A level playing field between fossil fuels and renewable energy sources would eliminate the subsidies for renewables and lower the tax burden on fossil fuels to the level of renewables, that is, lower the taxes to virtually zero. Alternatively, fossil fuel taxes could remain high and renewable taxes could be increased to the same high rate.

Lee Nason
New Bedford, Massachusetts
 
 
+3 # Elroys 2017-03-11 13:43
We are starting to get to the root and scale of the political corruption in the U.S. and around the world. The Republican health "care"/ diseased proposal is a symptom; the fossil fuel subsidies outlined here, is a symptom of Repub (especially) and Dem corruption. There are massive hidden subsidies to major corp. interests and the Ameerican people and global citizens are being ripped off beyond their imagination. The bank bailouts from 2008-2010 are just another major symptom. Our government is a wholly owned subsidiary of global corporations. As they invest a few pennies to the politicians for their re-election campaigns, the subsidies to all major industries is truly massive. Their lobbyists are paid handsomely to live in the offices of every member of Congress. Big Pharma alone has 3 lobbyists for every member of congress. Minor investment.

What can we do? DEMAND sunshine laws that shines the light of disinfectant on every $ that is, in some way, a subsidy for a special interest..
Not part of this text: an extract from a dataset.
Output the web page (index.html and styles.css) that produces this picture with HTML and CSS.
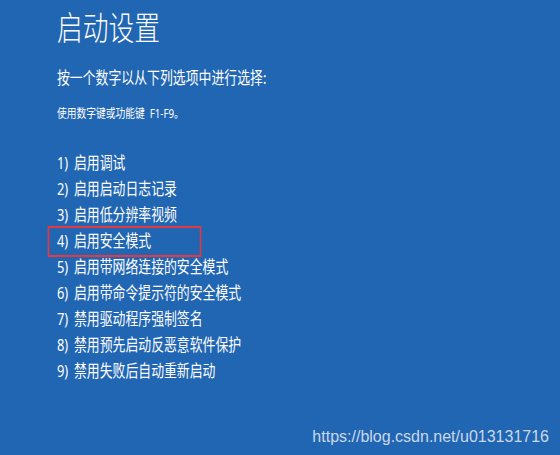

Some subsidies are certainly justified - ex: energy efficiency, renewable energy R&D for those innovations with promise. Every penny currently given to fossil fuel interested should be eliminated immediately and transferred to cleen, safe, renewable energy, to innovations that reduce greenhouse gas emissions. Fossils fuel subsidies have been in place for 100 years. Subsidizing the destruction of our natural world our enemies in the middle east is insane - terrorists love your SUVs.